Canadian inflation data are scheduled for release Thursday, giving investors another means in which to gauge policymakers’ stance on interest rates. The Bank of Canada adopted a neutral stance on interest rates last year amid signs the economy was losing momentum.

Consumer price inflation rose 1.4 percent annually in March, according to a forecast of market analysts. The same forecast calls for core inflation to increase 1.3 percent.

Statistics Canada’s previous report showed consumer inflation rose 1.1 percent annually in February, following a gain of 1.5 percent the previous month.

Key inflation data will be released one day after the Bank of Canada opted to hold the overnight rate at 1 percent for the 29th consecutive policy meeting. The BOC also remarked today that the lower Canadian dollar will “exert temporary upward pressure on total CPI inflation.” This prompted a swift selloff of the loonie. By the late afternoon session, the Canadian dollar was down 33 pips at 0.9075 US.

Strong CPI data could boost the Canadian dollar Thursday, although the markets may still move in lockstep with the Bank of Canada’s dovish stance toward interest rates.

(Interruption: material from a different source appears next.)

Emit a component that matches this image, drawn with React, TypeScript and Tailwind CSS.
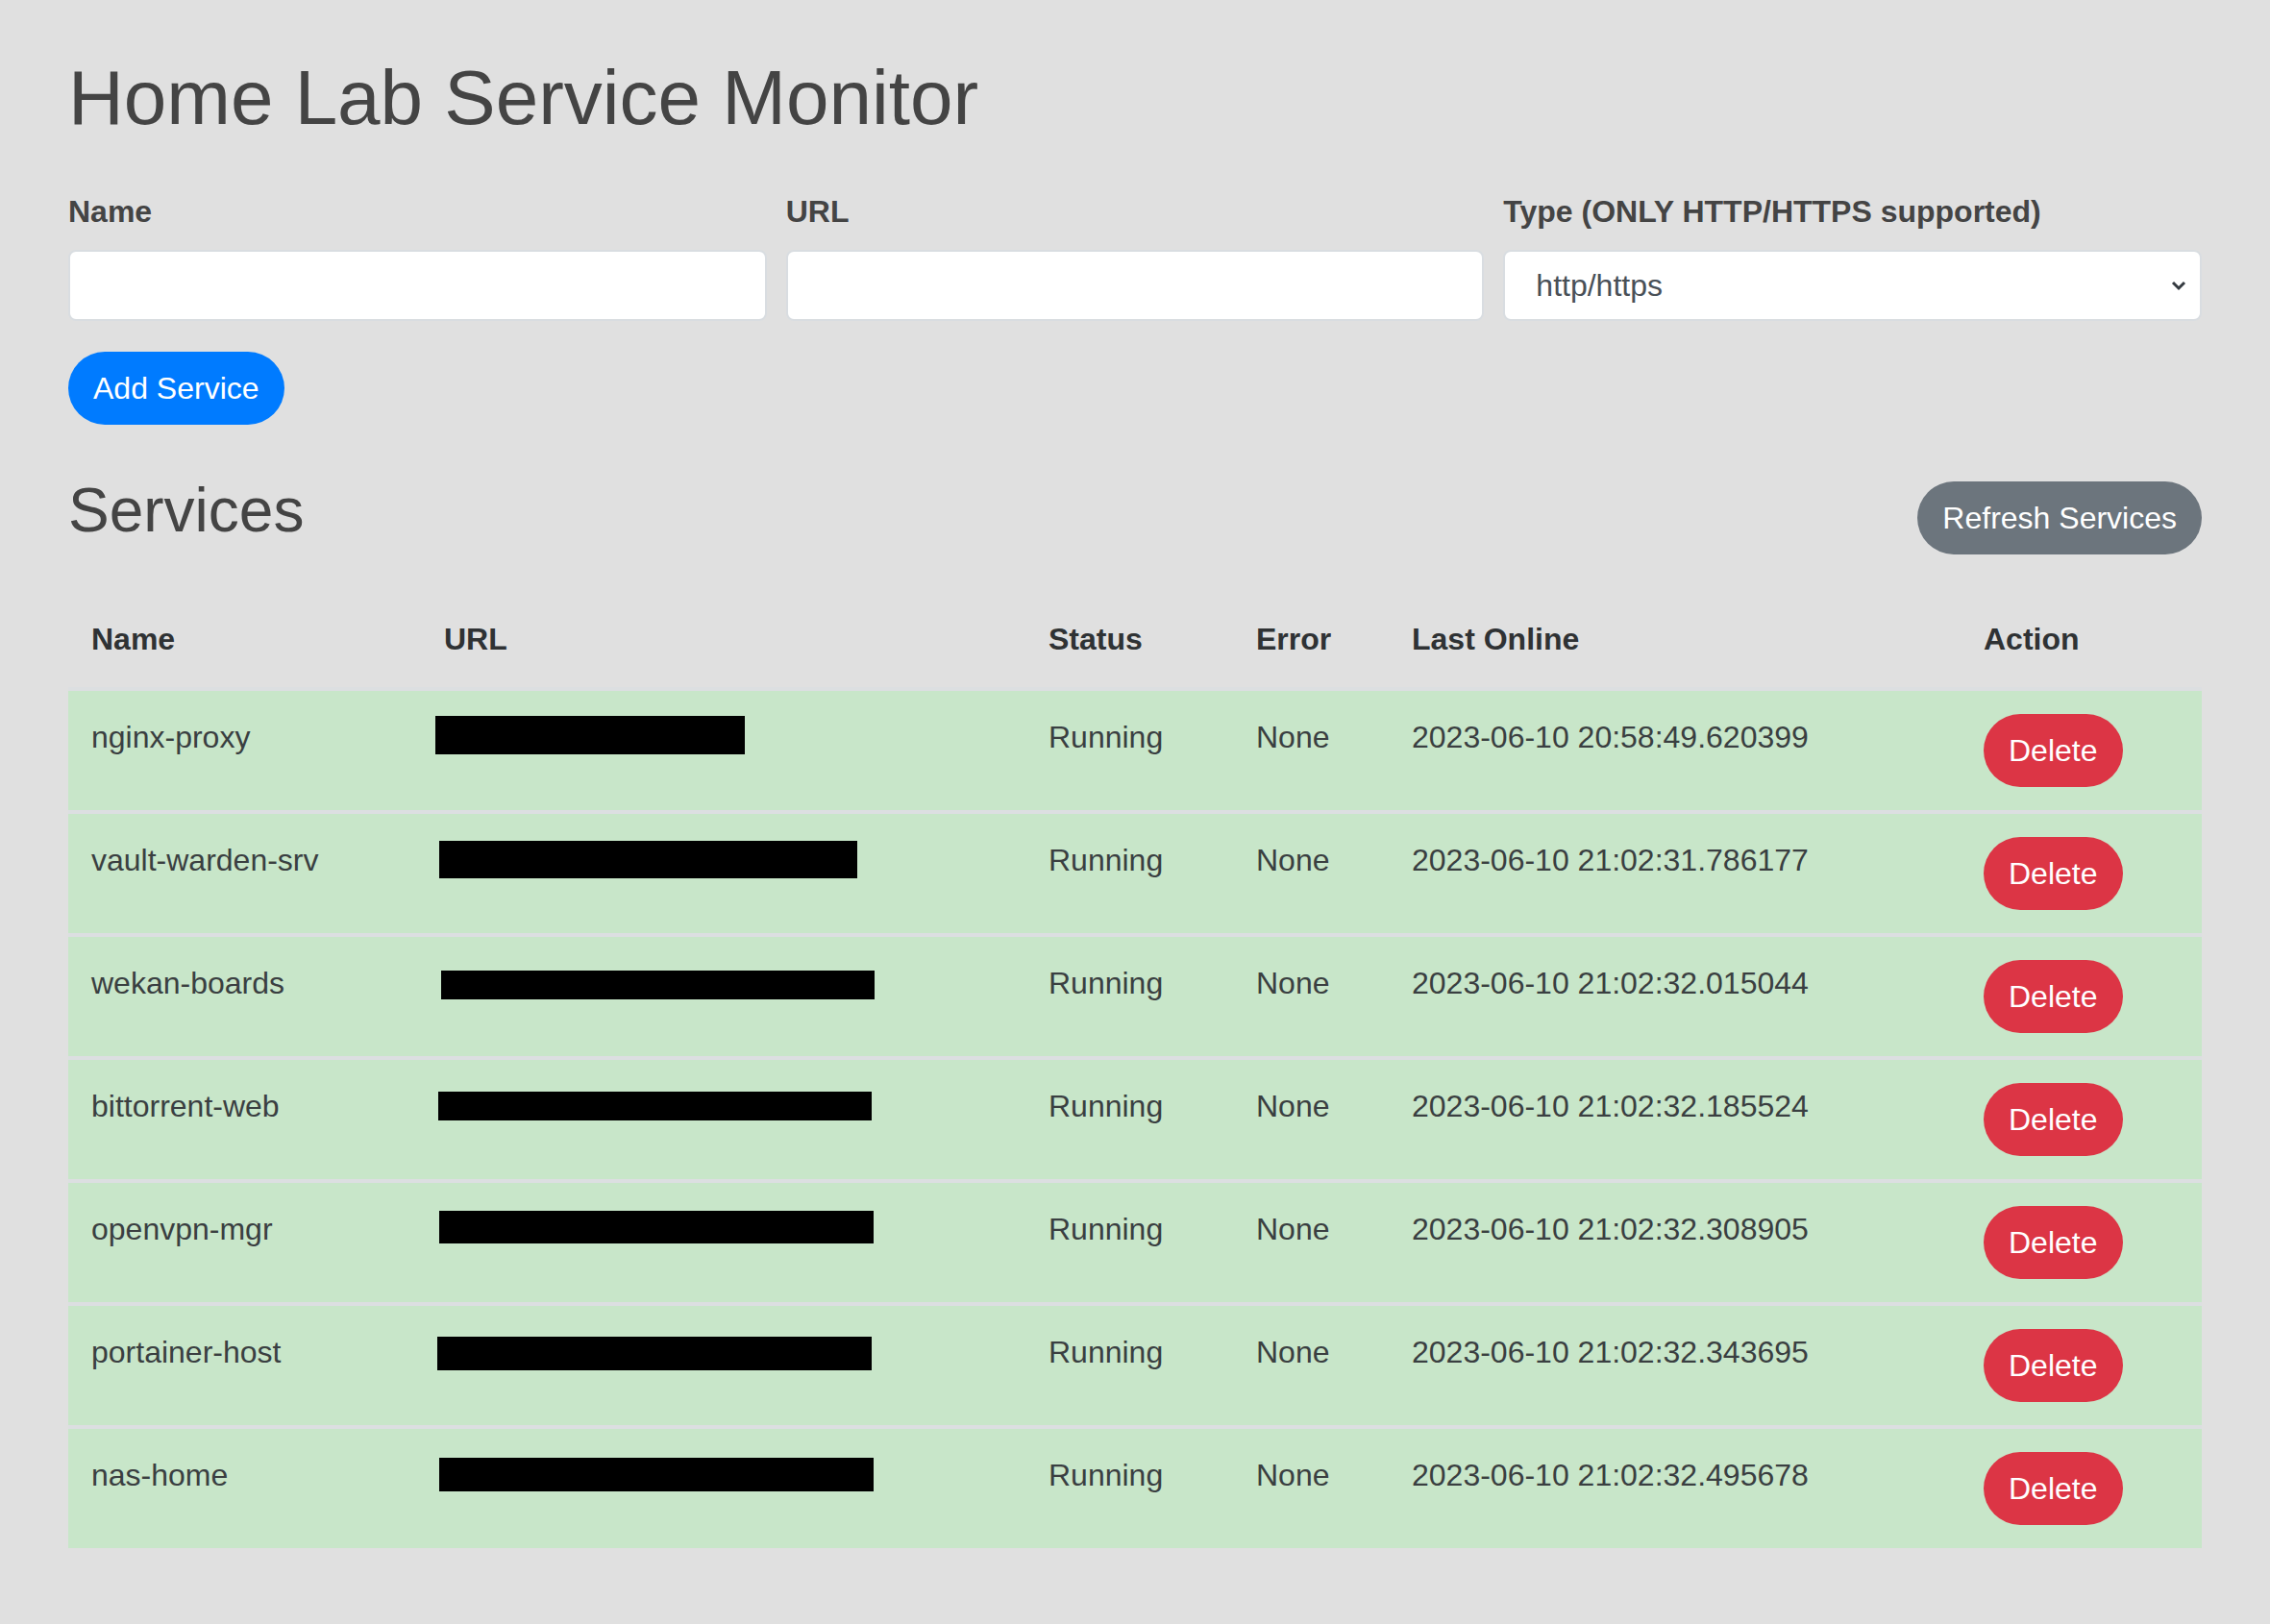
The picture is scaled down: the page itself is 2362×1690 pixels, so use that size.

While the recent run of strong economic data has diminished downside risks to inflation, the central bank is still trying to boost Canadian competitiveness. A weaker currency could do just that.

For its part, the BOC has said repeatedly it wasn’t seeking to push down the Canadian currency. However, the BOC’s January monetary policy report illustrated that officials were still concerned about the strength of the loonie, a sign the country’s export recovery was not materializing.